[What the exercise asks]:
Every line below that mentions the word "components" should be copied out.

>> Start Data

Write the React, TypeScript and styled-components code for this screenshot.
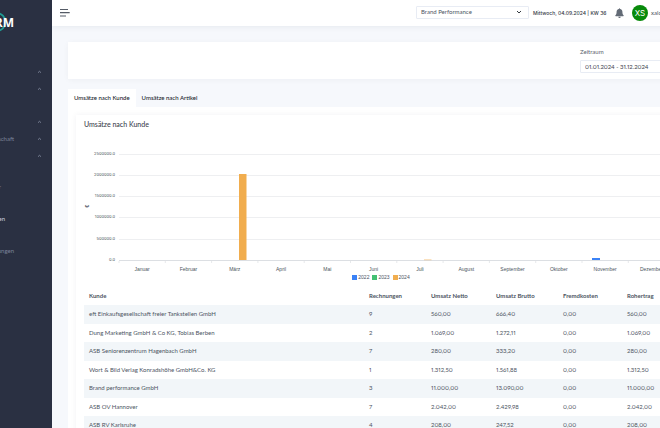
import React from 'react';
import styled, { createGlobalStyle } from 'styled-components';

const Global = createGlobalStyle`
  *, *::before, *::after { box-sizing: border-box; }
  body {
    margin: 0;
    background: #f6f8fc;
    color: #4c545f;
    font: 6px/10px Lato, sans-serif;
    font-variant-numeric: lining-nums proportional-nums;
    overflow: hidden;
  }
  button, input, select { font: inherit; font-variant-numeric: inherit; color: inherit; }
`;

const Shell = styled.div`
  display: flex;
  height: 100vh;
  overflow: hidden;
`;

const Sidebar = styled.aside`
  flex: 0 0 52px;
  background: #2a3042;
  color: #7b849b;
  overflow: hidden;
`;

const Logo = styled.svg`
  display: block;
  width: 52px;
  height: 46px;
  margin-bottom: 17px;
`;

const NavGroup = styled.ul<{ $gap: number }>`
  list-style: none;
  margin: 0 0 ${(p) => p.$gap}px;
  padding: 0;
`;

const NavButton = styled.button`
  display: flex;
  align-items: center;
  justify-content: space-between;
  width: 100%;
  height: 17px;
  padding: 0 10px 0 0;
  border: 0;
  background: none;
`;

const NavLink = styled.a<{ $active?: boolean }>`
  display: flex;
  align-items: center;
  height: 32px;
  color: ${(p) => (p.$active ? '#d3d8e6' : 'inherit')};
  text-decoration: none;
`;

const NavText = styled.span<{ $width: number }>`
  display: flex;
  justify-content: flex-end;
  width: ${(p) => p.$width}px;
`;

const Main = styled.main`
  flex: 1;
  min-width: 0;
  overflow: hidden;
`;

const Header = styled.header`
  display: flex;
  align-items: center;
  height: 26px;
  margin-right: -12px;
  padding-left: 8px;
  background: #fff;
  box-shadow: 0 1px 6px rgba(18, 38, 63, 0.07);
`;

const IconButton = styled.button`
  display: flex;
  padding: 0;
  border: 0;
  background: none;
`;

const HeaderTools = styled.div`
  display: flex;
  align-items: center;
  margin-left: auto;
  white-space: nowrap;
`;

const SelectWrap = styled.label`
  display: grid;
  grid-template-columns: 1fr 12px;
  align-items: center;
  width: 113px;
  height: 13px;
  margin: 0 4px 2px 0;
  border: 1px solid #e8ecf4;
  border-radius: 1px;
`;

const Select = styled.select`
  grid-area: 1 / 1 / 2 / 3;
  height: 11px;
  padding: 0 4px;
  border: 0;
  background: transparent;
  appearance: none;
`;

const SelectArrow = styled.svg`
  grid-area: 1 / 2;
  width: 6px;
  height: 6px;
  pointer-events: none;
`;

const Today = styled.span`
  width: 82px;
  color: #343a46;
  font-family: Inter, sans-serif;
  font-size: 5px;
  font-weight: 500;
`;

const Avatar = styled.span`
  display: grid;
  place-items: center;
  width: 16px;
  height: 16px;
  margin: 0 3px 0 8px;
  border-radius: 50%;
  background: #088a0b;
  color: #fff;
  font-family: Inter, sans-serif;
  font-size: 8px;
`;

const UserName = styled.span`
  width: 21px;
`;

const Content = styled.div`
  margin-right: -32px;
  padding: 16px 0 0 16px;
`;

const FilterCard = styled.section`
  display: flex;
  justify-content: flex-end;
  height: 37px;
  margin-bottom: 10px;
  padding: 5px 8px 0 0;
  background: #fff;
  box-shadow: 0 1px 6px rgba(18, 38, 63, 0.04);
`;

const Field = styled.label`
  display: flex;
  flex-direction: column;
  gap: 3px;
  width: 104px;
  color: #5a626e;
`;

const DateInput = styled.input`
  width: 100%;
  height: 13px;
  padding: 0 4px 1px;
  border: 1px solid #e8ecf4;
  border-radius: 1px;
  background: #fff;
  color: #3c424d;
`;

const Tabs = styled.div`
  display: flex;
`;

const Tab = styled.button<{ $active?: boolean }>`
  height: 18px;
  padding: 0 6px 1px;
  border: 0;
  background: ${(p) => (p.$active ? '#fff' : 'transparent')};
  color: #20242c;
  font-weight: 500;
`;

const Pane = styled.div`
  padding: 8px 0 0 8px;
  background: #fff;
`;

const ReportCard = styled.section`
  padding: 4px 8px 0;
  background: #fff;
  box-shadow: 0 0 6px rgba(18, 38, 63, 0.06);
`;

const Title = styled.h1`
  margin: 0 0 15px;
  font-size: 7px;
  line-height: 10px;
  font-weight: 500;
  color: #3c424d;
`;

const Chart = styled.svg`
  display: block;
  width: 100%;
  font-family: 'Liberation Sans', sans-serif;
  font-size: 5px;
  fill: #4c5560;
`;

const AxisValue = styled.text`
  font-family: Inter, sans-serif;
  font-size: 4px;
  text-anchor: end;
`;

const Legend = styled.ul`
  display: flex;
  justify-content: center;
  gap: 3px;
  margin: 0 0 6px;
  padding: 0 6px 0 0;
  list-style: none;
  font: 5px/8px 'Liberation Sans', sans-serif;
`;

const LegendItem = styled.li<{ $color: string }>`
  display: flex;
  align-items: center;
  gap: 1px;
  &::before {
    content: '';
    width: 5px;
    height: 5px;
    background: ${(p) => p.$color};
  }
`;

const Table = styled.table`
  width: 100%;
  table-layout: fixed;
  border-collapse: collapse;
`;

const Col = styled.col<{ $width?: number }>`
  width: ${(p) => (p.$width ? `${p.$width}px` : 'auto')};
`;

const Th = styled.th`
  height: 18px;
  padding: 0 5px;
  text-align: left;
  font-weight: 700;
  white-space: nowrap;
`;

const Row = styled.tr`
  height: 18px;
  &:nth-child(odd) { height: 19px; background: #f2f6f9; }
`;

const Td = styled.td`
  padding: 0 5px 1px;
  white-space: nowrap;
`;

const months = ['Januar', 'Februar', 'März', 'April', 'Mai', 'Juni', 'Juli', 'August', 'September', 'Oktober', 'November', 'Dezember'];
const ticks = ['2500000.0', '2000000.0', '1500000.0', '1000000.0', '500000.0', '0.0'];
const tickY = [10, 31, 52, 73, 95, 116];
const series = [
  { year: '2022', color: '#3b82f6' },
  { year: '2023', color: '#43c073' },
  { year: '2024', color: '#f1ad4e' },
];
const headings = ['Kunde', 'Rechnungen', 'Umsatz Netto', 'Umsatz Brutto', 'Fremdkosten', 'Rohertrag'];
const rows = [
  ['eft Einkaufsgesellschaft freier Tankstellen GmbH', '9', '560,00', '666,40', '0,00', '560,00'],
  ['Dung Marketing GmbH & Co KG, Tobias Berben', '2', '1.069,00', '1.272,11', '0,00', '1.069,00'],
  ['ASB Seniorenzentrum Hagenbach GmbH', '7', '280,00', '333,20', '0,00', '280,00'],
  ['Wort & Bild Verlag Konradshöhe GmbH&Co. KG', '1', '1.312,50', '1.561,88', '0,00', '1.312,50'],
  ['Brand performance GmbH', '3', '11.000,00', '13.090,00', '0,00', '11.000,00'],
  ['ASB OV Hannover', '7', '2.042,00', '2.429,98', '0,00', '2.042,00'],
  ['ASB RV Karlsruhe', '4', '208,00', '247,52', '0,00', '208,00'],
];

function NavItem({ label }: { label: string }) {
  return (
    <li>
      <NavButton aria-label={label || 'Menü'}>
        <NavText $width={14}>{label}</NavText>
        <svg width="5" height="4" viewBox="0 0 5 4" fill="none" stroke="#8d95aa" strokeWidth="0.8">
          <path d="M1 2.7 2.5 1.3 4 2.7" />
        </svg>
      </NavButton>
    </li>
  );
}

function SalesChart() {
  const left = 35;
  const step = 46.3;
  return (
    <Chart viewBox="0 0 600 129" role="img" aria-label="Umsätze nach Kunde">
      {ticks.map((t, i) => (
        <g key={t}>
          <AxisValue x="31" y={tickY[i] + 1}>{t}</AxisValue>
          <path d={`M${left} ${tickY[i] + 0.5}H591`} stroke={i === 5 ? '#dcdfe3' : '#eeeff1'} />
        </g>
      ))}
      <text transform="translate(5 62) rotate(-90)" textAnchor="middle" fontWeight="700">€</text>
      {months.map((m, i) => (
        <g key={m}>
          <path d={`M${left + i * step} 117v2`} stroke="#dcdfe3" strokeWidth="0.7" />
          <text x={left + (i + 0.5) * step} y="127" textAnchor="middle">{m}</text>
        </g>
      ))}
      <rect x="155" y="30" width="7.5" height="86" fill="#f1ad4e" />
      <rect x="340" y="115.4" width="7.5" height="0.8" fill="#f1ad4e" opacity="0.6" />
      <rect x="508" y="114" width="8" height="2" fill="#3b82f6" />
    </Chart>
  );
}

export default function App() {
  return (
    <Shell>
      <Global />
      <Sidebar>
        <Logo viewBox="0 0 52 46" role="img" aria-label="CRM">
          <circle cx="-3.5" cy="22" r="9" fill="none" stroke="#1f9d94" strokeWidth="1.8" />
          <text x="14" y="27" textAnchor="end" fill="#fff" fontFamily="Open Sans, sans-serif" fontWeight="700" fontSize="12">RM</text>
        </Logo>
        <NavGroup $gap={16}>
          <NavItem label="" />
          <NavItem label="" />
        </NavGroup>
        <NavGroup $gap={7}>
          <NavItem label="" />
          <NavItem label="schaft" />
          <NavItem label="" />
        </NavGroup>
        <NavGroup $gap={0}>
          <li><NavLink href="#"><NavText $width={1}>r</NavText></NavLink></li>
          <li><NavLink href="#" $active><NavText $width={5}>en</NavText></NavLink></li>
          <li><NavLink href="#"><NavText $width={14}>ungen</NavText></NavLink></li>
        </NavGroup>
      </Sidebar>
      <Main>
        <Header>
          <IconButton aria-label="Menü öffnen">
            <svg width="10" height="10" viewBox="0 0 10 10" stroke="#555b66" strokeWidth="1.2">
              <path d="M0 1.5H8M0 4.7H9.7M0 8H6" />
            </svg>
          </IconButton>
          <HeaderTools>
            <SelectWrap>
              <Select aria-label="Mandant"><option>Brand Performance</option></Select>
              <SelectArrow viewBox="0 0 6 6" fill="none" stroke="#343a40" strokeWidth="1">
                <path d="M1 2 3 4 5 2" />
              </SelectArrow>
            </SelectWrap>
            <Today>Mittwoch, 04.09.2024 | KW 36</Today>
            <IconButton aria-label="Benachrichtigungen">
              <svg width="9" height="10" viewBox="0 0 9 10" fill="#636b76">
                <path d="M4.5 0.2c.4 0 .6.3.6.7 1.4.3 2.3 1.4 2.3 2.9 0 2 .4 2.7 1.2 3.5.3.4.1.9-.4.9H.8c-.5 0-.7-.5-.4-.9.8-.8 1.2-1.5 1.2-3.5 0-1.5.9-2.6 2.3-2.9 0-.4.2-.7.6-.7zM3.3 8.7h2.4a1.2 1.2 0 0 1-2.4 0z" />
              </svg>
            </IconButton>
            <Avatar>XS</Avatar>
            <UserName>xalora</UserName>
          </HeaderTools>
        </Header>
        <Content>
          <FilterCard>
            <Field>
              Zeitraum
              <DateInput defaultValue="01.01.2024 - 31.12.2024" />
            </Field>
          </FilterCard>
          <Tabs role="tablist">
            <Tab role="tab" aria-selected="true" $active>Umsätze nach Kunde</Tab>
            <Tab role="tab" aria-selected="false">Umsätze nach Artikel</Tab>
          </Tabs>
          <Pane>
            <ReportCard>
              <Title>Umsätze nach Kunde</Title>
              <SalesChart />
              <Legend>
                {series.map((s) => <LegendItem key={s.year} $color={s.color}>{s.year}</LegendItem>)}
              </Legend>
              <Table>
                <colgroup>
                  <Col $width={280} /><Col $width={62} /><Col $width={65} />
                  <Col $width={67} /><Col $width={64} /><Col />
                </colgroup>
                <thead><tr>{headings.map((h) => <Th key={h}>{h}</Th>)}</tr></thead>
                <tbody>
                  {rows.map((r) => <Row key={r[0]}>{r.map((c, i) => <Td key={i}>{c}</Td>)}</Row>)}
                </tbody>
              </Table>
            </ReportCard>
          </Pane>
        </Content>
      </Main>
    </Shell>
  );
}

>> End Data

[Result of this exercise]:
Write the React, TypeScript and styled-components code for this screenshot.
import styled, { createGlobalStyle } from 'styled-components';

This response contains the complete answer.